The Virgin Suicides is a 1993 novel by Jeffrey Eugenides about the five daughters of the Lisbon family and their eventual suicides. After their youngest daughter Cecilia kills herself, the over-protective parents begin to shield their daughters from sex and eventually take them out of school. The neighborhood watches as their lives deteriorate and the family becomes increasingly reclusive. Eventually the remaining four girls commit suicide. The novel, told from the point of view of the boys, contains themes of freedom, control, lust and death.
As an ambulance arrives for the body of Mary Lisbon, a group of anonymous neighborhood boys recall the events leading up to her death.
The Lisbons are a Catholic family living in the suburb of Grosse Pointe, Michigan during the 1970s. The father, Ronald, is a math teacher at the local high school. The mother is a homemaker. The family has five daughters: 13-year-old Cecilia, 14-year-old Lux, 15-year-old Bonnie, 16-year-old Mary, and 17-year-old Therese.
Without warning, Cecilia attempts suicide by slitting her wrists in the bathtub. She is found in time and survives. A few weeks later, their parents allow the girls to throw a chaperoned party at their house in hopes of cheering Cecilia up. However, Cecilia excuses herself from the party, goes upstairs, and jumps out of her bedroom window. She is impaled on the fence post below, and she dies almost immediately.
The Lisbon parents begin to watch their four remaining daughters more closely, which isolates the family from their community. Cecilia's death also heightens the air of mystery about the Lisbon sisters to the neighborhood boys, who long for more insight into the girls' lives.
When school begins in the fall, Lux begins a secret romance with local heartthrob Trip Fontaine. Trip negotiates with the overprotective Mr. and Mrs. Lisbon to take Lux to a homecoming dance, on the condition that he finds dates for the other three sisters. After winning homecoming king and queen, Trip persuades Lux to ditch the group to have sex on the school's football field. Afterwards, Trip abandons Lux, she falls asleep and misses her curfew. In response, Mrs. Lisbon withdraws the girls from school and keeps them home. Mr. Lisbon also takes a leave of absence from his teaching job, so that the family can be together all the time.
Through the winter, Lux is seen having sex on the roof of the Lisbon residence with unknown men at night. The community watches as the Lisbons' lives deteriorate, but no one intervenes. After months of confinement, the sisters reach out to the boys across the street by using light signals and sending anonymous notes.
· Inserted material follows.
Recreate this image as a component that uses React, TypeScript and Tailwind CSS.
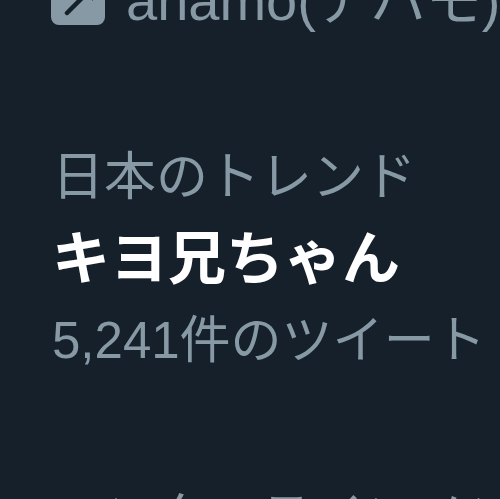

The boys decide to call the Lisbon girls and communicate by playing records over the telephone for the girls to share and express their feelings.
Finally, the girls send a message to the boys to come over at midnight, leading the boys to believe they will help the girls escape. They meet Lux, who is alone. She invites them inside and tells them to wait for her sisters while she goes to start the car. As the boys wait, they explore the house. In the basement they discover Bonnie hanging from a rope tied to the ceiling rafters. Horrified, the boys flee.
In the morning, the authorities come for the dead bodies, as the girls had apparently made a suicide pact: Bonnie hanged herself, Therese overdosed on sleeping pills, and Lux died of carbon monoxide poisoning after sealing herself in the garage with the car running. Mary attempted suicide by putting her head in the gas oven, but failed. She lives for another month, before she ends her life by taking an overdose of sleeping pills. The adults in the community go on as if nothing happened. Local newspaper writer Linda Perl notes that the suicides come exactly one year after Cecilia's first attempt and describes the girls as tragic creatures so cut off from life, that death wasn't much of a change.
After the funerals, Mr. and Mrs. Lisbon leave the suburb never to return. The Lisbon house is sold to a young couple from the Boston area. All the furniture and personal belongings of the Lisbons are thrown out or sold in a garage sale. The narrators scavenge through the trash to collect mementos. Later, as middle-aged men with families, they lament the suicides as selfish acts from which they have not been able to emotionally recover. The novel closes with the men confessing that they had loved the girls, but that they will never know the motives behind the suicides.